Anyone charged with a federal crime can be held for up approximately five days, sometimes longer.

The slew of dismissals appears to Van Wagner as “winnowing down the cases to those that were direct and serious threats to federal buildings,” such as people who were said to have carried out arson on federal buildings. Some of the cases that were dismissed deal with lower-level offenses. It’s possible the change in administrations played a role, he said.

Lisa Hay, the federal public defender in Oregon, said that some of the people who saw charges against them dropped didn’t actually commit a crime.

“In other cases, the prosecutors looked at the facts, thought they could have possibly made a case, but also thought it wasn’t worth federal resources to prosecute somebody when there are other mitigating factors that showed this wasn’t somebody who was intent on engaging in crime,” Hay told The Epoch Times.

Federal officers arrest a woman wearing a "Black Lives Matter" shirt outside the Mark O. Hatfield Courthouse in Portland, Ore., in the early hours of July 30, 2020. (Nathan Howard/Getty Images)
Federal officers arrest a woman wearing a "Black Lives Matter" shirt outside the Mark O. Hatfield Courthouse in Portland, Ore., in the early hours of July 30, 2020. (Nathan Howard/Getty Images)
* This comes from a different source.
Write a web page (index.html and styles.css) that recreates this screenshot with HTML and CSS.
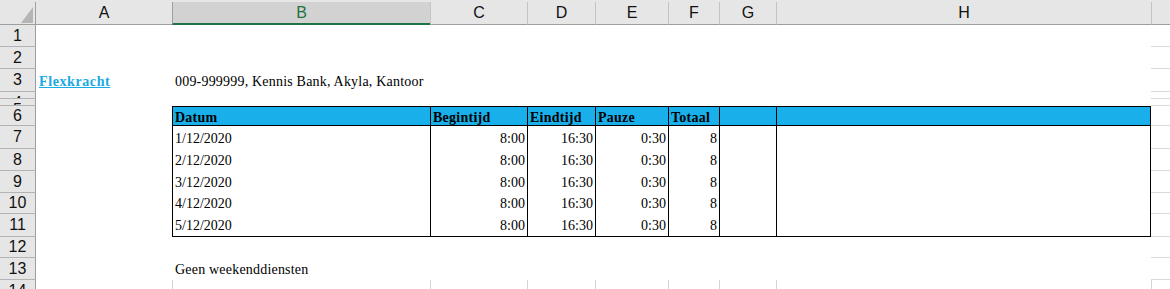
FILE: index.html
```html
<!DOCTYPE html>
<html lang="nl">
<head>
  <meta charset="UTF-8">
  <meta name="viewport" content="width=device-width, initial-scale=1.0">
  <title>Rooster - Flexkracht</title>
  <link rel="stylesheet" href="styles.css">
</head>
<body>
  <div class="sheet">
    <!-- kolomkoppen -->
    <div class="row head">
      <div class="corner">
        <svg width="12" height="16" viewBox="0 0 12 16"><polygon points="12,0 12,16 0,16" fill="#b5b5b5"/></svg>
      </div>
      <div class="colhead col-a">A</div>
      <div class="colhead sel">B</div>
      <div class="colhead">C</div>
      <div class="colhead">D</div>
      <div class="colhead">E</div>
      <div class="colhead">F</div>
      <div class="colhead">G</div>
      <div class="colhead">H</div>
      <div class="colhead"></div>
    </div>

    <div class="row h22">
      <div class="rowhead">1</div>
      <div class="gap"></div>
    </div>
    <div class="row h22">
      <div class="rowhead">2</div>
      <div class="gap"></div>
    </div>
    <div class="row h23">
      <div class="rowhead">3</div>
      <div class="c"><span class="link">Flexkracht</span></div>
      <div class="c txt">009-999999, Kennis Bank, Akyla, Kantoor</div>
      <div class="gap"></div>
    </div>
    <div class="row h7">
      <div class="rowhead tiny">4</div>
      <div class="gap"></div>
    </div>
    <div class="row h7">
      <div class="rowhead tiny">5</div>
      <div class="gap"></div>
    </div>

    <!-- tabel -->
    <div class="row h20">
      <div class="rowhead">6</div>
      <div class="c col-b t th">Datum</div>
      <div class="c t th">Begintijd</div>
      <div class="c t th">Eindtijd</div>
      <div class="c t th">Pauze</div>
      <div class="c t th">Totaal</div>
      <div class="c t th"></div>
      <div class="c t th end"></div>
      <div class="gap"></div>
    </div>
    <div class="row h23">
      <div class="rowhead">7</div>
      <div class="c col-b t">1/12/2020</div>
      <div class="c t num">8:00</div>
      <div class="c t num">16:30</div>
      <div class="c t num">0:30</div>
      <div class="c t num">8</div>
      <div class="c t"></div>
      <div class="c t end"></div>
      <div class="gap"></div>
    </div>
    <div class="row h22">
      <div class="rowhead">8</div>
      <div class="c col-b t">2/12/2020</div>
      <div class="c t num">8:00</div>
      <div class="c t num">16:30</div>
      <div class="c t num">0:30</div>
      <div class="c t num">8</div>
      <div class="c t"></div>
      <div class="c t end"></div>
      <div class="gap"></div>
    </div>
    <div class="row h22">
      <div class="rowhead">9</div>
      <div class="c col-b t">3/12/2020</div>
      <div class="c t num">8:00</div>
      <div class="c t num">16:30</div>
      <div class="c t num">0:30</div>
      <div class="c t num">8</div>
      <div class="c t"></div>
      <div class="c t end"></div>
      <div class="gap"></div>
    </div>
    <div class="row h21">
      <div class="rowhead">10</div>
      <div class="c col-b t">4/12/2020</div>
      <div class="c t num">8:00</div>
      <div class="c t num">16:30</div>
      <div class="c t num">0:30</div>
      <div class="c t num">8</div>
      <div class="c t"></div>
      <div class="c t end"></div>
      <div class="gap"></div>
    </div>
    <div class="row h23">
      <div class="rowhead">11</div>
      <div class="c col-b t tb">5/12/2020</div>
      <div class="c t tb num">8:00</div>
      <div class="c t tb num">16:30</div>
      <div class="c t tb num">0:30</div>
      <div class="c t tb num">8</div>
      <div class="c t tb"></div>
      <div class="c t tb end"></div>
      <div class="gap"></div>
    </div>

    <div class="row h21">
      <div class="rowhead">12</div>
      <div class="gap"></div>
    </div>
    <div class="row h22">
      <div class="rowhead">13</div>
      <div class="c col-b txt">Geen weekenddiensten</div>
      <div class="gap"></div>
    </div>
    <div class="row h22">
      <div class="rowhead">14</div>
      <div class="c"></div>
      <div class="c g"></div>
      <div class="c g"></div>
      <div class="c g"></div>
      <div class="c g"></div>
      <div class="c g"></div>
      <div class="c g"></div>
      <div class="c g"></div>
      <div class="c g"></div>
    </div>
  </div>
</body>
</html>
```

FILE: styles.css
```css
* {
  margin: 0;
  padding: 0;
  box-sizing: border-box;
}

body {
  font-family: "Liberation Serif", "Times New Roman", serif;
  font-size: 14px;
  color: #000;
  background: #fff;
  overflow: hidden;
}

.sheet {
  width: 1170px;
  height: 289px;
  overflow: hidden;
}

.row {
  display: grid;
  grid-template-columns: 36px 136px 258px 97px 68px 73px 51px 57px 375px 19px;
}

.h7 { height: 7px; }
.h20 { height: 20px; }
.h21 { height: 21px; }
.h22 { height: 22px; }
.h23 { height: 23px; }

/* kolomkoppen */
.head {
  height: 25px;
  padding-top: 2px;
  background: #e6e6e6;
}

.corner {
  display: flex;
  align-items: flex-end;
  justify-content: flex-end;
  padding: 0 2px 1px 0;
  border-right: 1px solid #9e9e9e;
  border-bottom: 1px solid #9e9e9e;
}

.colhead {
  display: flex;
  align-items: center;
  justify-content: center;
  font-family: "Liberation Sans", Arial, sans-serif;
  font-size: 16px;
  color: #111;
  border-left: 1px solid #c4c4c4;
  border-bottom: 1px solid #9e9e9e;
}

.colhead.col-a {
  border-left: none;
}

.colhead.sel {
  background: #d2d2d2;
  color: #217346;
  border-left-color: #9e9e9e;
  border-bottom: 2px solid #217346;
}

/* rijkoppen */
.rowhead {
  display: flex;
  align-items: center;
  justify-content: center;
  overflow: hidden;
  font-family: "Liberation Sans", Arial, sans-serif;
  font-size: 16px;
  line-height: 18px;
  color: #111;
  background: #e6e6e6;
  border-right: 1px solid #9e9e9e;
  border-bottom: 1px solid #b4b4b4;
}

/* verkleinde rijen 4 en 5: alleen de bovenkant van het cijfer is zichtbaar */
.rowhead.tiny {
  align-items: flex-start;
  padding-top: 4px;
  line-height: 14px;
}

/* cellen */
.c {
  display: flex;
  align-items: flex-end;
  padding: 0 2px 3px 3px;
  line-height: 14px;
  white-space: nowrap;
  min-width: 0;
}

.txt {
  letter-spacing: 0.2px;
}

.col-b {
  grid-column: 3;
}

.gap {
  grid-column: 10;
  border-bottom: 1px solid #dadada;
}

.link {
  color: #19a9e3;
  font-weight: bold;
  text-decoration: underline;
  letter-spacing: 0.6px;
}

.t {
  border-left: 1px solid #000;
  padding-left: 2px;
}

.t.end {
  border-right: 1px solid #000;
}

.th {
  background: #18afea;
  font-weight: bold;
  letter-spacing: 0.25px;
  border-top: 1px solid #000;
  border-bottom: 1px solid #000;
  padding-bottom: 0;
}

.tb {
  border-bottom: 1px solid #000;
}

.num {
  justify-content: flex-end;
}

.g {
  border-left: 1px solid #d4d4d4;
}
```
“And that happened because people were outside the courthouse protesting and exercising their First Amendment right. It was a chaotic situation, and I understand why federal law enforcement arrested some people at the time, but they made mistakes during their arrest, and in some cases, the federal government was just overreaching and shouldn’t have been charging people.”

Not all of the people who were arrested were among those captured on video or in photographs smashing the U.S. courthouse in Portland with sledgehammers, she emphasized.

Chad Wolf, acting secretary of the Department of Homeland Security during the Trump administration, disagreed with the dismissals. He told Fox News that what has happened “is offensive to all the men and women who risked their lives in Portland for 90 to 120 days or even longer in some cases, being attacked night after night after night.”
Wolf ordered more federal officers to Portland in July, saying at the time that local law enforcement wasn’t doing its job.

Federal officers and rioters clashed for weeks until an agreement was reached to withdraw. Local officials largely blamed federal officers for the violence, claiming that the riots had been dying down before the feds intervened.

But Portland has continued seeing riots into this year, as recently as this month, when a group of over 100 smashed windows and vandalized City Hall and a number of private businesses. Many of the riots are advertised by Antifa and Antifa-linked social media accounts, with known members being present and arrested.

Antifa is a far-left, anarcho-communist network that is most active in the Pacific Northwest.

Ted Wheeler, Portland’s police commissioner and mayor, urged community members late last month to help authorities “unmask” the rioters, whom he described as anarchists bent on destruction.

A video credited to Antifa soon threatened Wheeler, telling him: “Blood is already on your hands, Ted. But next time it may just be your own.”

Authorities are investigating the video, the Portland Police Bureau and the FBI told The Epoch Times.